I don’t think I’m ready for any toasts yet. Perhaps it is just any kind of big change rocks my world in an uncomfortable way right now. Once the dust settles, I’m sure I’ll be excited. I’m mostly looking forward to quiet and being able to think about science, blogging a bit, and putting together some manuscripts in advance of poster preparation for a meeting next month.

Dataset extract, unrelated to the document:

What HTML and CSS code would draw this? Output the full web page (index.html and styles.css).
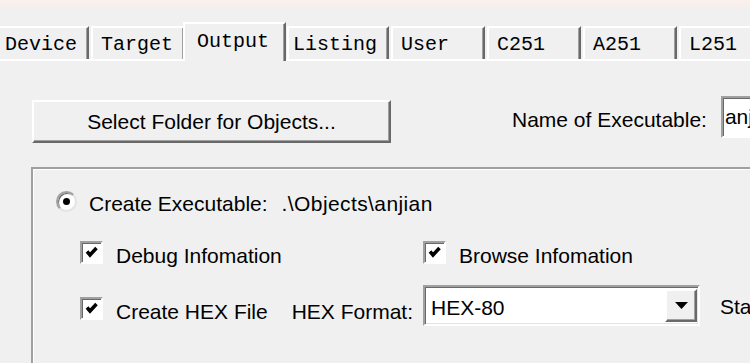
FILE: index.html
```html
<!DOCTYPE html>
<html lang="en">
<head>
    <meta charset="UTF-8">
    <meta name="viewport" content="width=device-width, initial-scale=1.0">
    <title>Options for Target - Output</title>
    <link rel="stylesheet" href="styles.css">
</head>
<body>
    <div class="titlebar"></div>
    <div class="tabs" role="tablist">
        <div class="tab" role="tab">Device</div>
        <div class="tab" role="tab">Target</div>
        <div class="tab tab-active" role="tab" aria-selected="true">Output</div>
        <div class="tab tab-wide" role="tab">Listing</div>
        <div class="tab" role="tab">User</div>
        <div class="tab" role="tab">C251</div>
        <div class="tab" role="tab">A251</div>
        <div class="tab" role="tab">L251</div>
    </div>
    <div class="panel" role="tabpanel">
        <div class="top-row">
            <button type="button" class="btn-folder">Select Folder for Objects...</button>
            <label class="name-label" for="exe-name">Name of Executable:</label>
            <input type="text" id="exe-name" class="text-input" value="anjian">
        </div>
        <div class="group">
            <div class="radio-row">
                <span class="radio"><span class="radio-dot"></span></span>
                <span class="label radio-label">Create Executable:</span>
                <span class="label path">.\Objects\anjian</span>
            </div>
            <div class="opt-row opt-row-info">
                <div class="opt">
                    <span class="check">
                        <svg width="19" height="19" viewBox="0 0 19 19"><polyline points="5,8.5 8,12 14.5,5" fill="none" stroke="#000" stroke-width="3.5"/></svg>
                    </span>
                    <span class="label check-label">Debug Infomation</span>
                </div>
                <div class="opt">
                    <span class="check">
                        <svg width="19" height="19" viewBox="0 0 19 19"><polyline points="5,8.5 8,12 14.5,5" fill="none" stroke="#000" stroke-width="3.5"/></svg>
                    </span>
                    <span class="label check-label">Browse Infomation</span>
                </div>
            </div>
            <div class="opt-row opt-row-hex">
                <div class="opt">
                    <span class="check check-low">
                        <svg width="19" height="19" viewBox="0 0 19 19"><polyline points="5,8.5 8,12 14.5,5" fill="none" stroke="#000" stroke-width="3.5"/></svg>
                    </span>
                    <span class="label check-label hex-label">Create HEX File</span>
                    <span class="label hex-label hex-format">HEX Format:</span>
                </div>
                <div class="combo">
                    <span class="label combo-value">HEX-80</span>
                    <span class="combo-btn">
                        <svg width="13" height="7" viewBox="0 0 13 7"><polygon points="0,0 13,0 6.5,7" fill="#000"/></svg>
                    </span>
                </div>
                <span class="label start-label">Start:</span>
            </div>
        </div>
    </div>
</body>
</html>
```

FILE: styles.css
```css
body {
    margin: 0;
    padding: 0;
    background: #f0f0f0;
    color: #000;
    font-family: "Liberation Sans", Arial, sans-serif;
    font-size: 21px;
    width: 750px;
    height: 363px;
    overflow: hidden;
}

.titlebar {
    height: 10px;
    background: linear-gradient(#fbf0ec, #f6efec 70%, #f0f0f0);
}

/* tab strip */
.tabs {
    display: flex;
    align-items: flex-end;
    height: 37px;
    margin: 12px 0 0 -7px;
}

.tab {
    flex: none;
    box-sizing: border-box;
    width: 94px;
    height: 33px;
    margin-left: 2px;
    padding: 7px 0 0 8px;
    border-top: 2px solid #fff;
    border-left: 2px solid #fff;
    border-right: 2px solid #696969;
    box-shadow: inset -1px 0 0 #a0a0a0;
    font-family: "Liberation Mono", "Courier New", monospace;
    font-size: 20px;
    line-height: 20px;
    white-space: nowrap;
}

.tab-active {
    position: relative;
    z-index: 1;
    width: 103px;
    height: 39px;
    margin: 0 -1px -2px -2px;
    padding: 8px 0 0 12px;
    background: #f0f0f0;
}

.tab-wide {
    width: 102px;
    padding-left: 4px;
}

.panel {
    border-top: 2px solid #fff;
    padding: 35px 0 0 32px;
}

.label {
    line-height: 24px;
    white-space: nowrap;
}

/* first row */
.top-row {
    display: flex;
    align-items: flex-start;
}

.btn-folder {
    flex: none;
    box-sizing: border-box;
    width: 359px;
    height: 43px;
    margin-top: 4px;
    padding: 0;
    background: #f0f0f0;
    border: 2px solid;
    border-color: #fff #696969 #696969 #fff;
    box-shadow: inset -1px -1px 0 #a0a0a0;
    font-family: "Liberation Sans", Arial, sans-serif;
    font-size: 21px;
    line-height: 24px;
    color: #000;
}

.name-label {
    margin: 12px 0 0 121px;
    line-height: 24px;
    white-space: nowrap;
}

.text-input {
    flex: none;
    box-sizing: border-box;
    width: 80px;
    height: 42px;
    margin-left: 14px;
    padding: 0 0 0 2px;
    border: 2px solid;
    border-color: #a0a0a0 #fff #fff #a0a0a0;
    box-shadow: inset 1px 1px 0 #696969;
    background: #fff;
    font-family: "Liberation Sans", Arial, sans-serif;
    font-size: 21px;
    color: #000;
    outline: none;
}

/* group box */
.group {
    height: 240px;
    margin: 24px 0 0 -1px;
    padding-top: 22px;
    border-top: 2px solid #a0a0a0;
    border-left: 2px solid #a0a0a0;
    box-shadow: inset 1px 1px 0 #fff;
}

.radio-row {
    display: flex;
    align-items: flex-start;
    padding-left: 23px;
}

.radio {
    display: flex;
    align-items: center;
    justify-content: center;
    box-sizing: border-box;
    width: 21px;
    height: 21px;
    border-radius: 50%;
    border: 2px solid;
    border-color: #a0a0a0 #e3e3e3 #e3e3e3 #a0a0a0;
    box-shadow: inset 1px 1px 0 #696969;
    background: #fff;
}

.radio-dot {
    width: 7px;
    height: 7px;
    border-radius: 50%;
    background: #000;
}

.radio-label {
    margin: 1px 0 0 12px;
}

.path {
    margin: 1px 0 0 14px;
    letter-spacing: 0.4px;
}

.opt-row {
    display: grid;
    grid-template-columns: 343px 277px auto;
    align-items: start;
    padding-left: 47px;
}

.opt-row-info {
    margin-top: 25px;
}

.opt-row-hex {
    margin-top: 17px;
}

.opt {
    display: flex;
    align-items: flex-start;
}

.check {
    flex: none;
    box-sizing: border-box;
    width: 23px;
    height: 23px;
    border: 2px solid;
    border-color: #a0a0a0 #fff #fff #a0a0a0;
    box-shadow: inset 1px 1px 0 #696969;
    background: #fff;
}

.check svg {
    display: block;
}

.check-low {
    margin-top: 12px;
}

.check-label {
    margin: 3px 0 0 13px;
}

.hex-label {
    margin-top: 15px;
}

.hex-format {
    margin-left: auto;
    margin-right: 10px;
}

/* combo box */
.combo {
    display: flex;
    align-items: flex-start;
    box-sizing: border-box;
    width: 277px;
    height: 41px;
    border: 2px solid;
    border-color: #a0a0a0 #fff #fff #a0a0a0;
    box-shadow: inset 1px 1px 0 #696969, inset -1px -1px 0 #e3e3e3;
    background: #fff;
}

.combo-value {
    flex: 1;
    margin: 9px 0 0 6px;
}

.combo-btn {
    display: flex;
    align-items: center;
    justify-content: center;
    box-sizing: border-box;
    width: 32px;
    height: 33px;
    margin: 2px 1px 0 0;
    border: 2px solid;
    border-color: #fff #696969 #696969 #fff;
    box-shadow: inset -1px -1px 0 #a0a0a0;
    background: #f0f0f0;
}

.start-label {
    margin: 10px 0 0 20px;
}
```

Maybe that makes me the ultimate nerd. My teenager would think so.

Wrong. So Wrong…

Ranty Rant Alert.

This is just so wrong.

So wrong, I hardly know where to begin.

In case you don’t want to follow the link, I’ll just give you all a quote from an article that appears in today’s Huffington Post by Amanda Fairbanks on the recent debacle that occurred when Texas A&M administrators made the mistake of thinking it would be a good idea to treat higher education… scholarship essentially… as a business and calculate the worth of their faculty based only on what they bring in by teaching.From HuffPo:

The study calculated an individual professor’s “revenue” based on the tuition he or she brought to the school — a product of the number of students taught — and the amount of research awards and grants he or she obtained, among other factors. The greater the number of classes and students taught, the greater the revenue. If a professor’s annual salary was lower than the amount of revenue generated, it was black. Otherwise, it was red.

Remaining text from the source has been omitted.